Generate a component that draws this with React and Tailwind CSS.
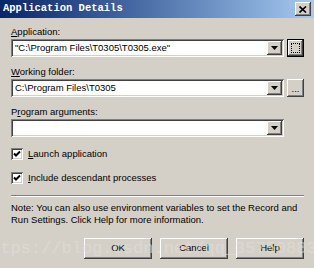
import React from 'react';

const raised =
  'bg-[#d4d0c8] shadow-[inset_-1px_-1px_#404040,inset_1px_1px_#ffffff,inset_-2px_-2px_#808080,inset_2px_2px_#d4d0c8]';
const sunken =
  'bg-white shadow-[inset_1px_1px_#808080,inset_-1px_-1px_#ffffff,inset_2px_2px_#404040,inset_-2px_-2px_#d4d0c8]';

function Arrow() {
  return (
    <svg width="7" height="4" viewBox="0 0 7 4">
      <polygon points="0,0 7,0 3.5,4" fill="#000" />
    </svg>
  );
}

function Combo({ value }) {
  return (
    <div className={`w-[273px] h-[18px] flex items-center p-[2px] ${sunken}`}>
      <span className="flex-1 pl-[2px] leading-[14px] whitespace-nowrap overflow-hidden">{value}</span>
      <div className={`w-[15px] h-[14px] flex items-center justify-center ${raised}`}>
        <Arrow />
      </div>
    </div>
  );
}

function Field({ label, value, browse, first }) {
  return (
    <div className={first ? '' : 'mt-[8px]'}>
      <div className="h-[13px] leading-[13px] mb-[1px] whitespace-nowrap">{label}</div>
      <div className="flex gap-[3px]">
        <Combo value={value} />
        {browse === 'focus' && (
          <div className="w-[17px] h-[18px] border border-black">
            <div className={`w-full h-full p-[3px] ${raised}`}>
              <div className="w-full h-full border border-dotted border-black" />
            </div>
          </div>
        )}
        {browse === 'normal' && (
          <div className={`w-[17px] h-[18px] flex items-end justify-center pb-[4px] leading-[8px] ${raised}`}>
            ...
          </div>
        )}
      </div>
    </div>
  );
}

function Check({ children, className }) {
  return (
    <div className={`flex items-center gap-[5px] h-[12px] ${className}`}>
      <div className={`w-[12px] h-[12px] flex items-center justify-center ${sunken}`}>
        <svg width="8" height="8" viewBox="0 0 8 8">
          <polyline points="1,3.5 3,5.5 7,1.5" fill="none" stroke="#000" strokeWidth="2" />
        </svg>
      </div>
      <span className="leading-[12px]">{children}</span>
    </div>
  );
}

function Button({ children }) {
  return (
    <div className={`w-[68px] h-[21px] flex items-center justify-center ${raised}`}>{children}</div>
  );
}

export default function App() {
  return (
    <div className="relative w-[314px] h-[268px] overflow-hidden bg-[#d4d0c8] text-black text-[9.5px] font-['Liberation_Sans',Arial,sans-serif]">
      <div className="h-[18px] flex items-center px-[3px] bg-linear-to-r from-[#0a246a] to-[#a6caf0]">
        <span className="text-white font-bold text-[10.5px] font-['Liberation_Mono',monospace]">
          Application Details
        </span>
        <div className={`ml-auto w-[16px] h-[14px] flex items-center justify-center ${raised}`}>
          <svg width="8" height="7" viewBox="0 0 8 7">
            <path d="M0.5 0.5 L7 6.5 M7 0.5 L0.5 6.5" stroke="#000" strokeWidth="1.6" />
          </svg>
        </div>
      </div>

      <div className="pl-[11px] pr-[10px] pt-[7px]">
        <Field
          first
          label={<><span className="underline">A</span>pplication:</>}
          value={'"C:\\Program Files\\T0305\\T0305.exe"'}
          browse="focus"
        />
        <Field
          label={<><span className="underline">W</span>orking folder:</>}
          value="C:\Program Files\T0305"
          browse="normal"
        />
        <Field
          label={<>P<span className="underline">r</span>ogram arguments:</>}
          value=""
        />

        <Check className="mt-[11px]">
          <span className="underline">L</span>aunch application
        </Check>
        <Check className="mt-[12px]">
          <span className="underline">I</span>nclude descendant processes
        </Check>

        <div className="mt-[11px] h-[2px] border-t border-t-[#808080] border-b border-b-white" />

        <p className="mt-[5px] leading-[12px]">
          Note: You can also use environment variables to set the Record and Run Settings. Click Help for more information.
        </p>

        <div className="mt-[12px] flex justify-end gap-[8px]">
          <Button>OK</Button>
          <Button>Cancel</Button>
          <Button>Help</Button>
        </div>
      </div>

      <div className="pointer-events-none absolute left-[-20px] top-[240px] whitespace-nowrap text-[17px] leading-[17px] text-[#e2dfda] font-['Liberation_Mono',monospace] opacity-60">
        https://blog.csdn.net/qq_35750883
      </div>
    </div>
  );
}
○ ○ ○ ○ ○
### To do
Copy out the whole listing exactly, and don't carry over any pictures.

### Task output
Generate a component that draws this with React and Tailwind CSS.
import React from 'react';

const raised =
  'bg-[#d4d0c8] shadow-[inset_-1px_-1px_#404040,inset_1px_1px_#ffffff,inset_-2px_-2px_#808080,inset_2px_2px_#d4d0c8]';
const sunken =
  'bg-white shadow-[inset_1px_1px_#808080,inset_-1px_-1px_#ffffff,inset_2px_2px_#404040,inset_-2px_-2px_#d4d0c8]';

function Arrow() {
  return (
    <svg width="7" height="4" viewBox="0 0 7 4">
      <polygon points="0,0 7,0 3.5,4" fill="#000" />
    </svg>
  );
}

function Combo({ value }) {
  return (
    <div className={`w-[273px] h-[18px] flex items-center p-[2px] ${sunken}`}>
      <span className="flex-1 pl-[2px] leading-[14px] whitespace-nowrap overflow-hidden">{value}</span>
      <div className={`w-[15px] h-[14px] flex items-center justify-center ${raised}`}>
        <Arrow />
      </div>
    </div>
  );
}

function Field({ label, value, browse, first }) {
  return (
    <div className={first ? '' : 'mt-[8px]'}>
      <div className="h-[13px] leading-[13px] mb-[1px] whitespace-nowrap">{label}</div>
      <div className="flex gap-[3px]">
        <Combo value={value} />
        {browse === 'focus' && (
          <div className="w-[17px] h-[18px] border border-black">
            <div className={`w-full h-full p-[3px] ${raised}`}>
              <div className="w-full h-full border border-dotted border-black" />
            </div>
          </div>
        )}
        {browse === 'normal' && (
          <div className={`w-[17px] h-[18px] flex items-end justify-center pb-[4px] leading-[8px] ${raised}`}>
            ...
          </div>
        )}
      </div>
    </div>
  );
}

function Check({ children, className }) {
  return (
    <div className={`flex items-center gap-[5px] h-[12px] ${className}`}>
      <div className={`w-[12px] h-[12px] flex items-center justify-center ${sunken}`}>
        <svg width="8" height="8" viewBox="0 0 8 8">
          <polyline points="1,3.5 3,5.5 7,1.5" fill="none" stroke="#000" strokeWidth="2" />
        </svg>
      </div>
      <span className="leading-[12px]">{children}</span>
    </div>
  );
}

function Button({ children }) {
  return (
    <div className={`w-[68px] h-[21px] flex items-center justify-center ${raised}`}>{children}</div>
  );
}

export default function App() {
  return (
    <div className="relative w-[314px] h-[268px] overflow-hidden bg-[#d4d0c8] text-black text-[9.5px] font-['Liberation_Sans',Arial,sans-serif]">
      <div className="h-[18px] flex items-center px-[3px] bg-linear-to-r from-[#0a246a] to-[#a6caf0]">
        <span className="text-white font-bold text-[10.5px] font-['Liberation_Mono',monospace]">
          Application Details
        </span>
        <div className={`ml-auto w-[16px] h-[14px] flex items-center justify-center ${raised}`}>
          <svg width="8" height="7" viewBox="0 0 8 7">
            <path d="M0.5 0.5 L7 6.5 M7 0.5 L0.5 6.5" stroke="#000" strokeWidth="1.6" />
          </svg>
        </div>
      </div>

      <div className="pl-[11px] pr-[10px] pt-[7px]">
        <Field
          first
          label={<><span className="underline">A</span>pplication:</>}
          value={'"C:\\Program Files\\T0305\\T0305.exe"'}
          browse="focus"
        />
        <Field
          label={<><span className="underline">W</span>orking folder:</>}
          value="C:\Program Files\T0305"
          browse="normal"
        />
        <Field
          label={<>P<span className="underline">r</span>ogram arguments:</>}
          value=""
        />

        <Check className="mt-[11px]">
          <span className="underline">L</span>aunch application
        </Check>
        <Check className="mt-[12px]">
          <span className="underline">I</span>nclude descendant processes
        </Check>

        <div className="mt-[11px] h-[2px] border-t border-t-[#808080] border-b border-b-white" />

        <p className="mt-[5px] leading-[12px]">
          Note: You can also use environment variables to set the Record and Run Settings. Click Help for more information.
        </p>

        <div className="mt-[12px] flex justify-end gap-[8px]">
          <Button>OK</Button>
          <Button>Cancel</Button>
          <Button>Help</Button>
        </div>
      </div>

      <div className="pointer-events-none absolute left-[-20px] top-[240px] whitespace-nowrap text-[17px] leading-[17px] text-[#e2dfda] font-['Liberation_Mono',monospace] opacity-60">
        https://blog.csdn.net/qq_35750883
      </div>
    </div>
  );
}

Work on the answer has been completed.